Однако такая же телесма обнаруживается и в другом месте. Уже упомянутый Гвидо Бонатти не удовлетворился тем, чтобы при основании заново городских стен Форли потребовать символической сцены примирения двух партий (с. 344). Он полагал, что при помощи бронзового или каменного изображения всадника, изготовленного им и захороненного с помощью астрологических и магических средств[1098]

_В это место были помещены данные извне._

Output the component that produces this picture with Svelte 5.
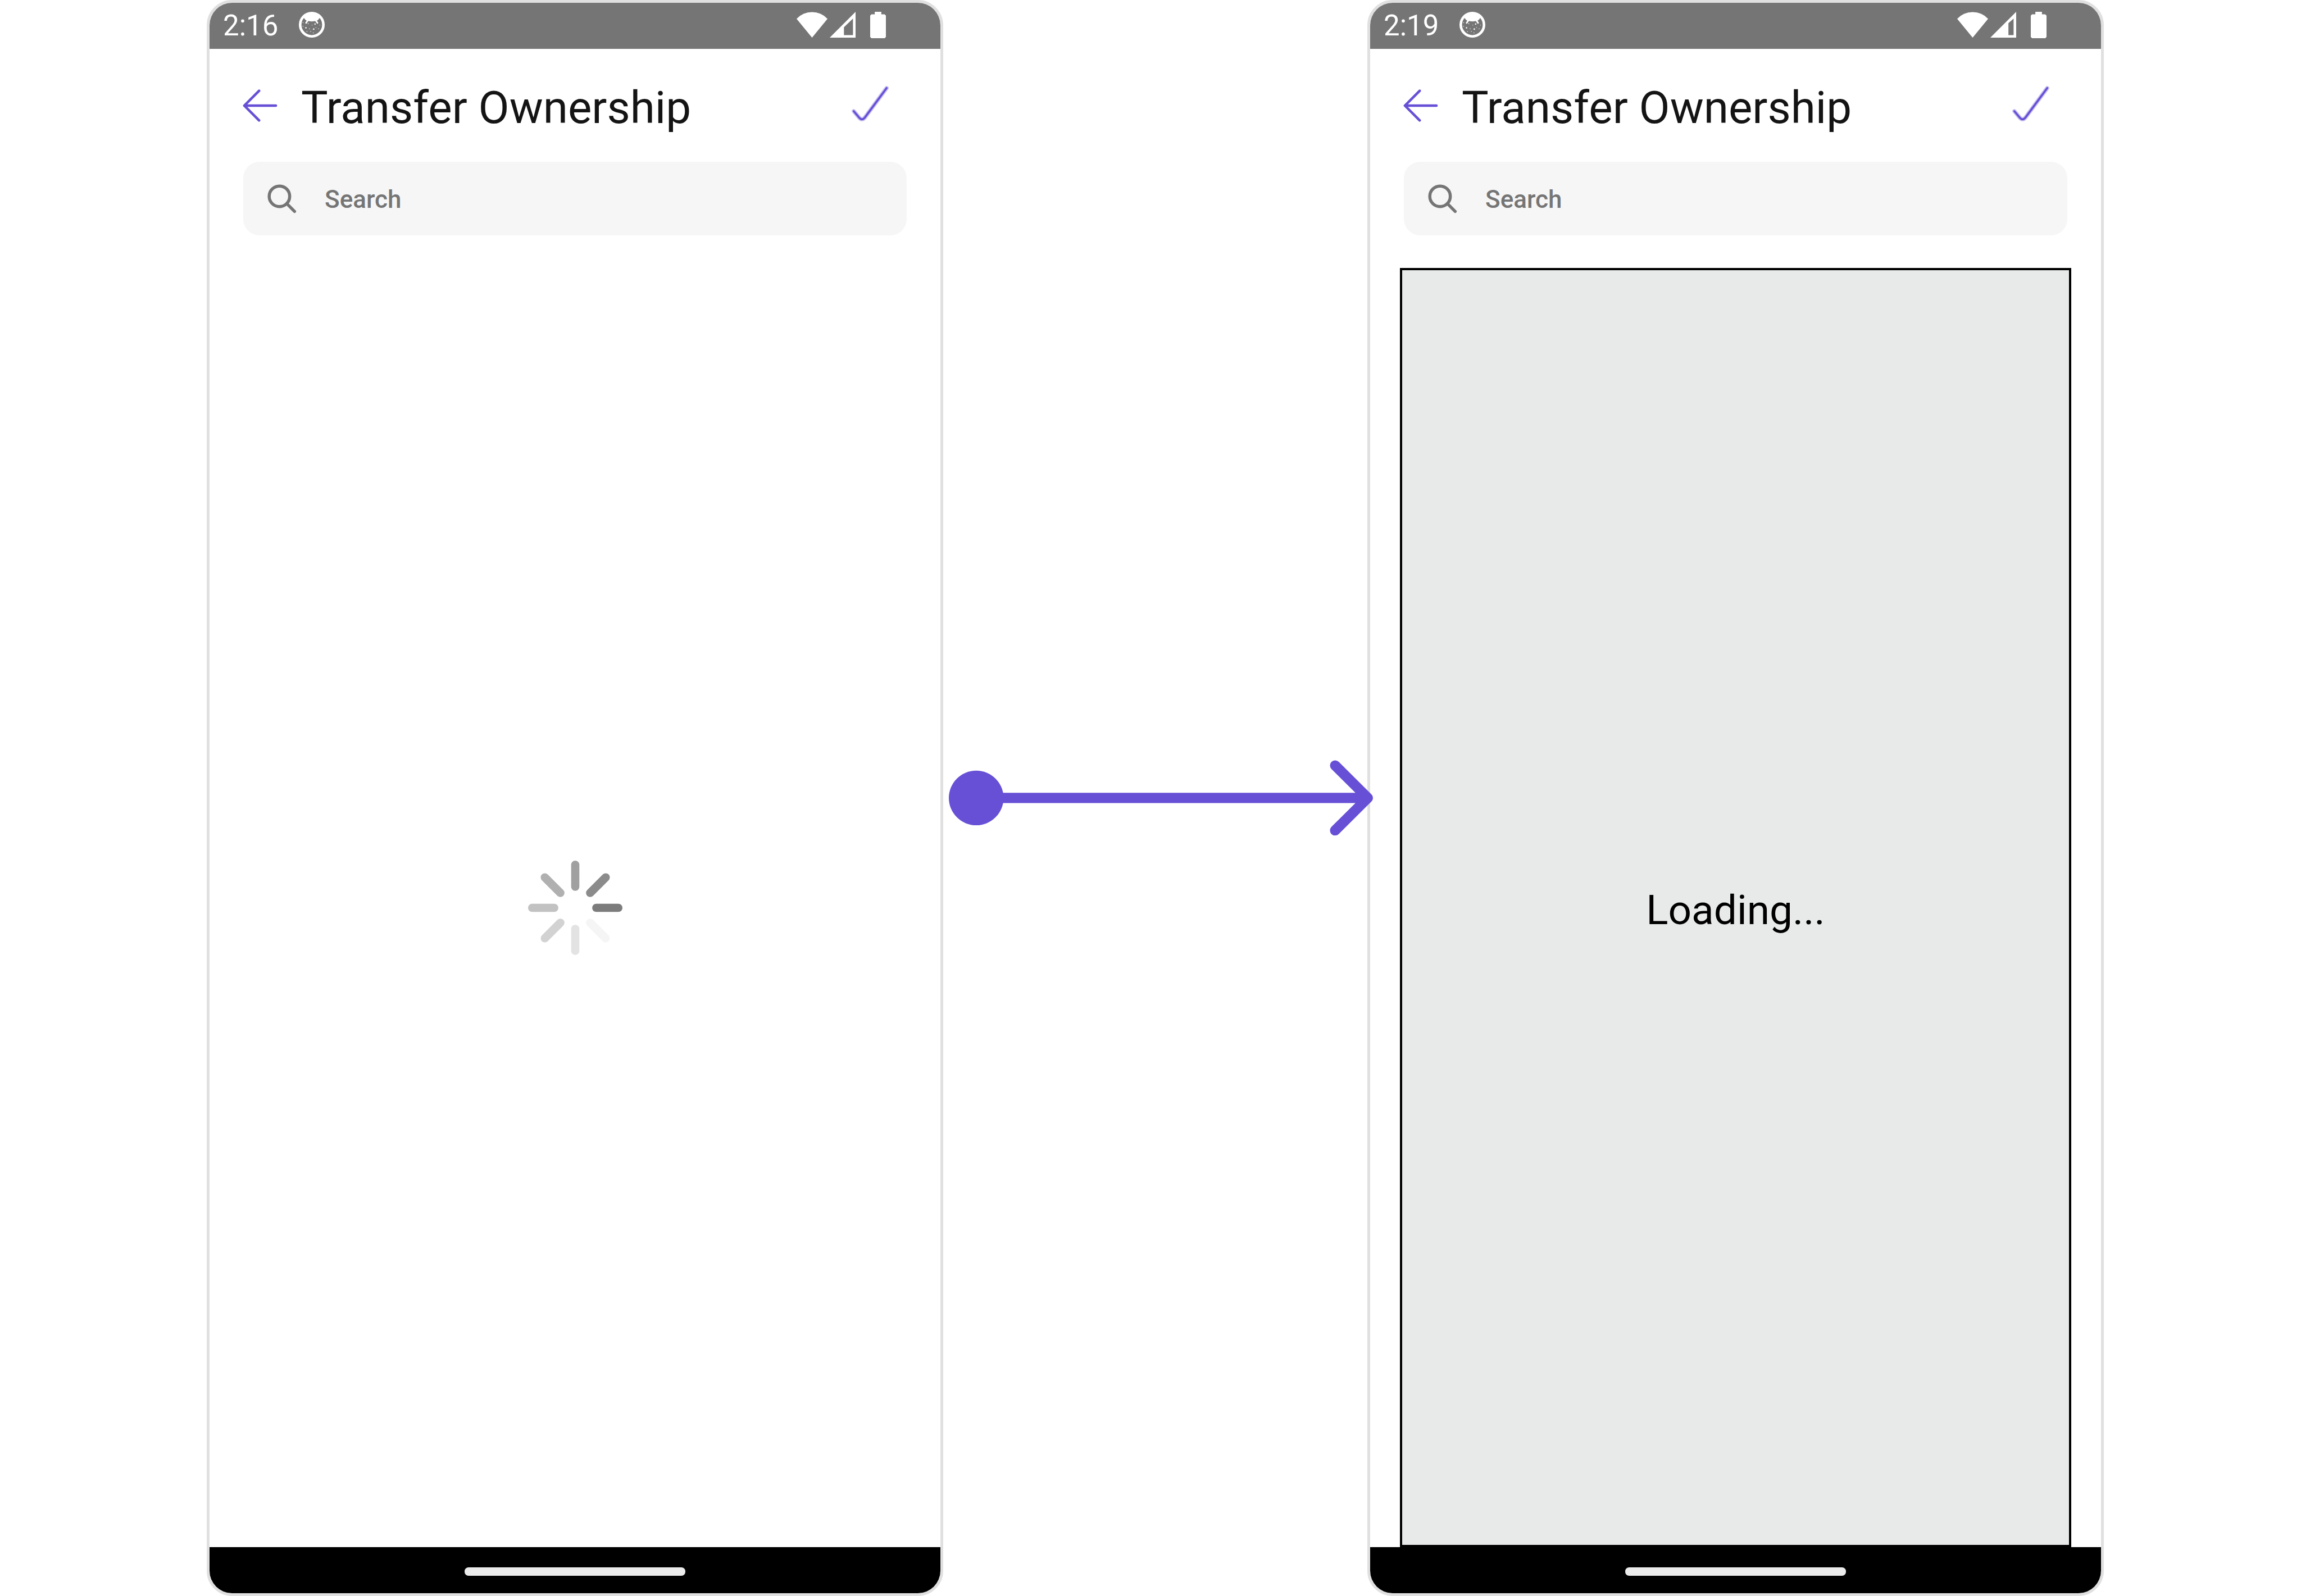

, он защитил Форли не только от разрушения, но даже разграбления и взятия. Когда кардинал Альборнос (с. 72) приблизительно через шесть десятков лет правил Романьей, статуя была случайно найдена при земляных работах и выставлена, очевидно, по приказанию кардинала, на обозрение народу, чтобы тот понял, какими средствами ужасный Монтефельтро утверждал свою власть в пику римской церкви. Однако еще полстолетия спустя (1410 г.), когда внезапное нападение врагов на Форли закончилось неудачей, народ снова обратился к силе статуи, которая, видимо, была спасена и снова захоронена. Однако то был, должно быть, последний раз, когда довелось порадоваться: уже на следующий год город был действительно завоеван. Закладка зданий во всем XV в. содержала в себе не только астрологические (с. 344), но и магические отзвуки. Просто поразительно, какую массу золотых и серебряных медалей папа Павел II закладывал в основание своих зданий[1099], и Платине было вовсе даже не неприятно узнать в этом добрую языческую телесму. Относительно средневекового религиозного значения такой жертвы[1100] как Павел, так и его биограф, разумеется, не имели представления.Однако это официальное волшебство, которое, несомненно, было по большей части лишь досужими сплетнями, даже в отдаленной степени не приобретает значения тайной, используемой в личных целях магии.
Все, что из области магии встречалось особенно часто в повседневной жизни, собрал Ариосто в своей комедии о некромантах[1101]
. Ее герой — один из многих изгнанных из Испании евреев, хотя он выдает себя также за грека, египтянина и африканца и беспрестанно меняет имена и маски. Хотя он способен{547} с помощью своих заклинаний затемнить день и просветлить ночь, сдвинуть землю, сделаться невидимым, превращать людей в животных и т. д., однако вся эта похвальба является только вывеской: его истинной целью является эксплуатация несчастливых и охваченных страстями супружеских пар, и уж здесь-то оставляемые им следы подобны склизкой дорожке улитки, а часто — и последствиям разрушительного градобития. В своих целях он заставляет окружающих поверить, что сундук, в котором закрыт любовник, полон духов, и что сам он в состоянии заставить говорить труп и т. п. По крайней мере хорошим знаком является то, что поэты и авторы новелл могли выставлять людей такого сорта в смешном свете и при этом рассчитывать на одобрение. Банделло не только рисует колдовство одного ломбардского монаха как жалкое и ужасное по своим последствиям мошенничество[1102], но еще и с подлинным негодованием изображает[1103] беды, беспрестанно преследующие легковерных дураков. «Такой человек надеется при помощи «Ключа Соломона» и многих других колдовских книжек отыскать в недрах земли спрятанные там сокровища, заставить свою даму подчиниться его воле, разузнать тайны государей, в один миг переместиться из Милана в Рим и тому подобное. Чем чаще он обманывается, тем упрямее становится... Вы только себе представьте, синьор Карло, то время, когда один наш друг, для того чтобы вызвать к себе благосклонность своей возлюбленной, наполнял свою комнату черепами и мертвыми костями, словно это погост!» Случаются в высшей степени отвратительные поручения — к примеру, вытащить у трупа три зуба, вырвать ему ноготь с пальца и т. д., а потом, когда наконец приступают к заклинанию со всем его фокусничеством, несчастные участники иной раз умирают со страха.